--- Short exercise ---
Quote word for word the lines below, beginning with the first and ending with the one that has "const tabs: number[] = [58, 79, 71, 46]". Drop the pictures.

────

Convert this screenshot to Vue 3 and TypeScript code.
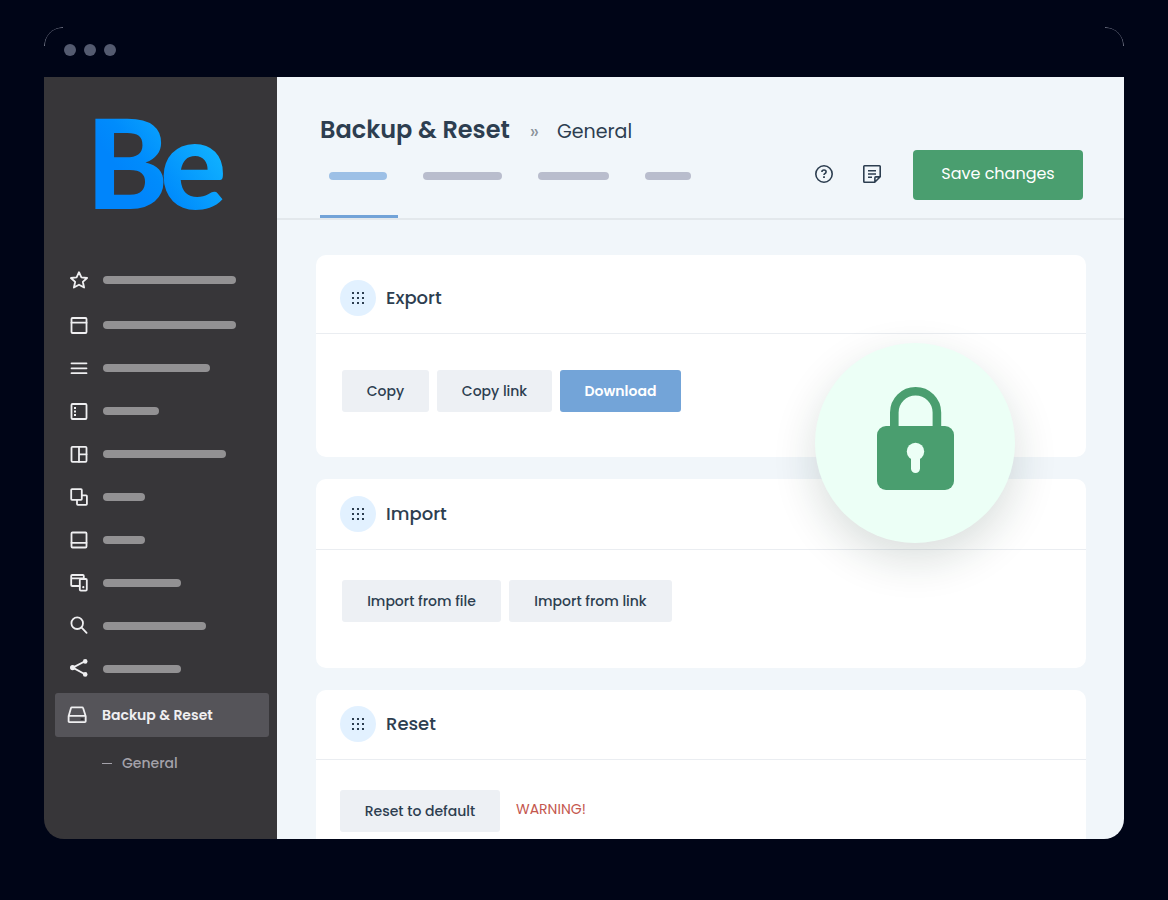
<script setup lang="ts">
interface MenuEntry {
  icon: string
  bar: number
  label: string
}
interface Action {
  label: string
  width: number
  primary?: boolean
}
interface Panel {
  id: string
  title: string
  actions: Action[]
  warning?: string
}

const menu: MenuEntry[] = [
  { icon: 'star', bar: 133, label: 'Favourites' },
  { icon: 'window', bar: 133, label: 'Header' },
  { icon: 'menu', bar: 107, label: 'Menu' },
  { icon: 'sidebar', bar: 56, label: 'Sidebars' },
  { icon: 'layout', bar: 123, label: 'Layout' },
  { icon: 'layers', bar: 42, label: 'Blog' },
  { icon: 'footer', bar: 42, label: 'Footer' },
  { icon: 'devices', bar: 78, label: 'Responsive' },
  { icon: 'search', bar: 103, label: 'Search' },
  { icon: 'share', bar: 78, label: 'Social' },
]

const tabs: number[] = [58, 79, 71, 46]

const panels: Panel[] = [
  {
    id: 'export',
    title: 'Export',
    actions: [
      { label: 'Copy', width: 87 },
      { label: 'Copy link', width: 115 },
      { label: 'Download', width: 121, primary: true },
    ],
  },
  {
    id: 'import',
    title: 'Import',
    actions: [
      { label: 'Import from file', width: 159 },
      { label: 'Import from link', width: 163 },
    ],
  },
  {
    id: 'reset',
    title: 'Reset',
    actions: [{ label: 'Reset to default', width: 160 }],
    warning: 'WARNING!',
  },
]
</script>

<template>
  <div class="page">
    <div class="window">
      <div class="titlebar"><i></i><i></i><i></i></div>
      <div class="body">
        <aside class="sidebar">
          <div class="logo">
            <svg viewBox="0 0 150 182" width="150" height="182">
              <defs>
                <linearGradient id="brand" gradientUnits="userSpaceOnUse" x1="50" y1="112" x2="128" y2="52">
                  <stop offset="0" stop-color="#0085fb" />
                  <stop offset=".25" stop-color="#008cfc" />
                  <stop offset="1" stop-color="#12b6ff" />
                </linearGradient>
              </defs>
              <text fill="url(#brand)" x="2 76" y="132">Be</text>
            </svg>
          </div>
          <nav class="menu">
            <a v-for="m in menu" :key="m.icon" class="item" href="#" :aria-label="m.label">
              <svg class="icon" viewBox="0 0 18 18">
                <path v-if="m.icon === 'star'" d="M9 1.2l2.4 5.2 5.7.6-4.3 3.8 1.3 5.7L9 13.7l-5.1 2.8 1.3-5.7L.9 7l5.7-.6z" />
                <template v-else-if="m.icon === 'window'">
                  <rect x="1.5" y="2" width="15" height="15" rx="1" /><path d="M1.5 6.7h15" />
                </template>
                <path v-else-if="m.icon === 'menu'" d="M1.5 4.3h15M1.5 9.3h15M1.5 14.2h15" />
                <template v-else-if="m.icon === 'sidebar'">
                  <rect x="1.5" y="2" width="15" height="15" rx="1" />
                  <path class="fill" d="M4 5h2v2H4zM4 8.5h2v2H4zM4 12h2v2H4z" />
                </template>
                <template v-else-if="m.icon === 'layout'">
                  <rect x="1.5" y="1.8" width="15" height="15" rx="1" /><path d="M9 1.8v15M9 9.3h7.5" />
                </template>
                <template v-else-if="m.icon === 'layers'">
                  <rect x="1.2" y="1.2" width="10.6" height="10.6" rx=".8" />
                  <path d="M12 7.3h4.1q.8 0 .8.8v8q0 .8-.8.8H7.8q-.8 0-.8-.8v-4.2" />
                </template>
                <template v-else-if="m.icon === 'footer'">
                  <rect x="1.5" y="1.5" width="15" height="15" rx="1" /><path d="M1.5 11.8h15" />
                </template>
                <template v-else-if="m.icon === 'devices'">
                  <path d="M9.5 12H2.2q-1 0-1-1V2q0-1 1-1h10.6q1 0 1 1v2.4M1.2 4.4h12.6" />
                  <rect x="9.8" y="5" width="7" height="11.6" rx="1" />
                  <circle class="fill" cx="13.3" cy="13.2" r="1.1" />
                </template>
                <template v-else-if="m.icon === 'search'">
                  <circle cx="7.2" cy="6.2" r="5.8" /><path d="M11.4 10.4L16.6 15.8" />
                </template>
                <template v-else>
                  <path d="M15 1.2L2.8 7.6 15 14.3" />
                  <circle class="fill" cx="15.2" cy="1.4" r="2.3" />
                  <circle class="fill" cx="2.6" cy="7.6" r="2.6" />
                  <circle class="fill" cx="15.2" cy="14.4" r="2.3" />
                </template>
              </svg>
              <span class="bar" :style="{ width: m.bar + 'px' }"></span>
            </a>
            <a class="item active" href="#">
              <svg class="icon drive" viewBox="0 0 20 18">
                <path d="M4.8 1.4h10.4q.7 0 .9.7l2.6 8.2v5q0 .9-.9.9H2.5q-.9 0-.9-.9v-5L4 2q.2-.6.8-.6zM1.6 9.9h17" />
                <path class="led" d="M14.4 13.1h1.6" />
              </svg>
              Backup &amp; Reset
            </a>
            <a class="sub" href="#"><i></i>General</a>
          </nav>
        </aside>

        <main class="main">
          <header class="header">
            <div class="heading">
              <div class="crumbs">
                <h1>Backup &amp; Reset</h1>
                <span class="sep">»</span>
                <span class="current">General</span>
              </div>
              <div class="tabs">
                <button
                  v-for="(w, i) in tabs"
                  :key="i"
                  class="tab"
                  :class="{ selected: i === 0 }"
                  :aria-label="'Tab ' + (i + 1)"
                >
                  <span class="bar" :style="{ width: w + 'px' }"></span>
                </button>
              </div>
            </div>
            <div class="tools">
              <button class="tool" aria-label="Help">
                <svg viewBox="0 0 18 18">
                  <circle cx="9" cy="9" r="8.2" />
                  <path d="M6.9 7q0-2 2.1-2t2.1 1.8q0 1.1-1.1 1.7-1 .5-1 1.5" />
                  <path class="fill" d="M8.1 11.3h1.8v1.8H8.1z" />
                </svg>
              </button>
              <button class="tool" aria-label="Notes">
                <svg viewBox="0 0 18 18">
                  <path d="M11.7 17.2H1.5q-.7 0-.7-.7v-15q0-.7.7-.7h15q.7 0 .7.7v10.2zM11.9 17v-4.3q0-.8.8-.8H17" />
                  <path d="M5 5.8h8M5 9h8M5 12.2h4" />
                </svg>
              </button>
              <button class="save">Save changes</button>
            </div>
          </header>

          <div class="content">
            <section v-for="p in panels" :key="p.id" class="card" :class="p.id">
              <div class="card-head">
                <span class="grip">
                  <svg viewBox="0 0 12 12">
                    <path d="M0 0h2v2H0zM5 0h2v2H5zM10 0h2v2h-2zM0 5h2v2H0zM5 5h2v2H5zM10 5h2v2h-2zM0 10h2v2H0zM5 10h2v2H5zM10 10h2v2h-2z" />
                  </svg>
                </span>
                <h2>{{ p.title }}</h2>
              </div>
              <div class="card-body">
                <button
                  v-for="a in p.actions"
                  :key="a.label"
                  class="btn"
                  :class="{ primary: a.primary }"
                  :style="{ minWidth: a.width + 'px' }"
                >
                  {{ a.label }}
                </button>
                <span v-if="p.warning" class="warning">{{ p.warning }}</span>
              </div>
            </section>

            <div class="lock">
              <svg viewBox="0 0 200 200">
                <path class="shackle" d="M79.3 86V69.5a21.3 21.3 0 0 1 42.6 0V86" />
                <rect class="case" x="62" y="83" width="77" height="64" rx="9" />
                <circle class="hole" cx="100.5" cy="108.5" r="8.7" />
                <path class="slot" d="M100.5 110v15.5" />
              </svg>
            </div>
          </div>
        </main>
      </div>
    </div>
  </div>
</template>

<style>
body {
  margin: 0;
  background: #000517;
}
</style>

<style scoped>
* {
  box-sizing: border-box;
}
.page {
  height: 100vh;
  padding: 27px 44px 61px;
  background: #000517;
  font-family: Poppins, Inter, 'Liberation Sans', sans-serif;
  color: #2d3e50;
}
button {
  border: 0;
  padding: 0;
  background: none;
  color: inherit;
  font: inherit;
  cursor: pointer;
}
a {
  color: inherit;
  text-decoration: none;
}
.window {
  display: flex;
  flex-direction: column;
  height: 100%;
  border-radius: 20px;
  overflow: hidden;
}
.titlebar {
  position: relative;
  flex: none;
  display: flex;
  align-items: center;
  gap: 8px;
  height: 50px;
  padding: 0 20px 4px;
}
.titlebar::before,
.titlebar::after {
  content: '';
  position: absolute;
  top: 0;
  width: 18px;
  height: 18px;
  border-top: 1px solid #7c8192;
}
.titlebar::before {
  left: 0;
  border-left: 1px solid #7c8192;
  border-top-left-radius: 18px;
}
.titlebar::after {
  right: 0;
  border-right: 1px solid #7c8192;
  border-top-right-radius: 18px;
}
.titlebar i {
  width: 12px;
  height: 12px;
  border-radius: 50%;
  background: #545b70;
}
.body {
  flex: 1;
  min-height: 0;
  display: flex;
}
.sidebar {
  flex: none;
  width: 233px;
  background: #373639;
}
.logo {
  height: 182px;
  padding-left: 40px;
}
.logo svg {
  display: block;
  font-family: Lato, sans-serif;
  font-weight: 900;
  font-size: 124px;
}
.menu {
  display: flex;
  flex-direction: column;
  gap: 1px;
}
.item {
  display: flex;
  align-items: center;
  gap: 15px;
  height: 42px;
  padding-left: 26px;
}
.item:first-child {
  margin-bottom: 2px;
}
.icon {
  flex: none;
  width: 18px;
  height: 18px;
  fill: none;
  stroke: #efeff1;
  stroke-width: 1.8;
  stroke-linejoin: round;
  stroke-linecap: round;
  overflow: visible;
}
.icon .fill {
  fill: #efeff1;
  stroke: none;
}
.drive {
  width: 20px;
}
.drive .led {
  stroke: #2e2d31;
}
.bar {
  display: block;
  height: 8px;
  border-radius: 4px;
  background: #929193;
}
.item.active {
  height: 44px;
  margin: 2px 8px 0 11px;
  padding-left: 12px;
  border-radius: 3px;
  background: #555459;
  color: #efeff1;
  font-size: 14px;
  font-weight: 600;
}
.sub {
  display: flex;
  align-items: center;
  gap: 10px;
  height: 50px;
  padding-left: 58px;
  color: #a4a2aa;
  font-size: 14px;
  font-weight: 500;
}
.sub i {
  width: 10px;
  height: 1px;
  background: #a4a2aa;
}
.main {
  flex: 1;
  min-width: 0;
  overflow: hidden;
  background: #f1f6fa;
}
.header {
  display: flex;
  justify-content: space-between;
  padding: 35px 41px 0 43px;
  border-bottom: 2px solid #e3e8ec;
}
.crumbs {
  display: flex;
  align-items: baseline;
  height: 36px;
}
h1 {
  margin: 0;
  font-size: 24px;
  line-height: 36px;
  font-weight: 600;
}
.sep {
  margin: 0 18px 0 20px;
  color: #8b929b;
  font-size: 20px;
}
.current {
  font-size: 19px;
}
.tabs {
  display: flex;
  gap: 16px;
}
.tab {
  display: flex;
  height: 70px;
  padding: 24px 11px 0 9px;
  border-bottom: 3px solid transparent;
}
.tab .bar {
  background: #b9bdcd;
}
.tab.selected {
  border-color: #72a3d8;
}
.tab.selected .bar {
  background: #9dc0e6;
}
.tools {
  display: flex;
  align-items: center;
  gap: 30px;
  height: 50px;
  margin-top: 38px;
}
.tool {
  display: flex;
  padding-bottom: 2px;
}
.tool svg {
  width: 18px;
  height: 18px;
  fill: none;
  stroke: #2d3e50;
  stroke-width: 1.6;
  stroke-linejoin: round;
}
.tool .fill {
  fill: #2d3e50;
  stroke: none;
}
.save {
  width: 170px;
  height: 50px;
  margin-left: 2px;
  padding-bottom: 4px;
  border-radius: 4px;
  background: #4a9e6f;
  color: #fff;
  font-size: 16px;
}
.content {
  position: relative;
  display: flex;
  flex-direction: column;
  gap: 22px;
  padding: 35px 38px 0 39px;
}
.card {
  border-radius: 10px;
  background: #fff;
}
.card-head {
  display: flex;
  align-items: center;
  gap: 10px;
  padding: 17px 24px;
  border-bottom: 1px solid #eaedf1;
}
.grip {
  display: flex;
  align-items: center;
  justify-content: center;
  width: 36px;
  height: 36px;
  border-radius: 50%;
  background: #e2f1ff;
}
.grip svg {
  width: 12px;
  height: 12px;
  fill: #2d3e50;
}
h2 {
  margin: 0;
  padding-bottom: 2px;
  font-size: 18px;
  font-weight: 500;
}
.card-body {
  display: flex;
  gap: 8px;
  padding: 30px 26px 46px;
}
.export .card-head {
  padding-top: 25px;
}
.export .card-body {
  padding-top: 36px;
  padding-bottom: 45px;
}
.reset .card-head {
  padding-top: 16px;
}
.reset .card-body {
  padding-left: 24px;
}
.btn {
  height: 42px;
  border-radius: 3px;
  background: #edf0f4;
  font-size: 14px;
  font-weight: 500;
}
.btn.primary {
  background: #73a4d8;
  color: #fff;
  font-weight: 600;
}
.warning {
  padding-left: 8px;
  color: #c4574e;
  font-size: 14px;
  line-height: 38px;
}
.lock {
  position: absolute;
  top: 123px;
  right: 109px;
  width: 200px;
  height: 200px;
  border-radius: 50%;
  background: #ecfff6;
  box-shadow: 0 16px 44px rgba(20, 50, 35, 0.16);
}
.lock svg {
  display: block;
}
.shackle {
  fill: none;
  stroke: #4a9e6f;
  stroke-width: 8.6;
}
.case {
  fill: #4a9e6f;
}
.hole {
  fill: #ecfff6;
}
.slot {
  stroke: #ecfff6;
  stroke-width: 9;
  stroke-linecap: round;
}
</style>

────

--- Result ---
Convert this screenshot to Vue 3 and TypeScript code.
<script setup lang="ts">
interface MenuEntry {
  icon: string
  bar: number
  label: string
}
interface Action {
  label: string
  width: number
  primary?: boolean
}
interface Panel {
  id: string
  title: string
  actions: Action[]
  warning?: string
}

const menu: MenuEntry[] = [
  { icon: 'star', bar: 133, label: 'Favourites' },
  { icon: 'window', bar: 133, label: 'Header' },
  { icon: 'menu', bar: 107, label: 'Menu' },
  { icon: 'sidebar', bar: 56, label: 'Sidebars' },
  { icon: 'layout', bar: 123, label: 'Layout' },
  { icon: 'layers', bar: 42, label: 'Blog' },
  { icon: 'footer', bar: 42, label: 'Footer' },
  { icon: 'devices', bar: 78, label: 'Responsive' },
  { icon: 'search', bar: 103, label: 'Search' },
  { icon: 'share', bar: 78, label: 'Social' },
]

const tabs: number[] = [58, 79, 71, 46]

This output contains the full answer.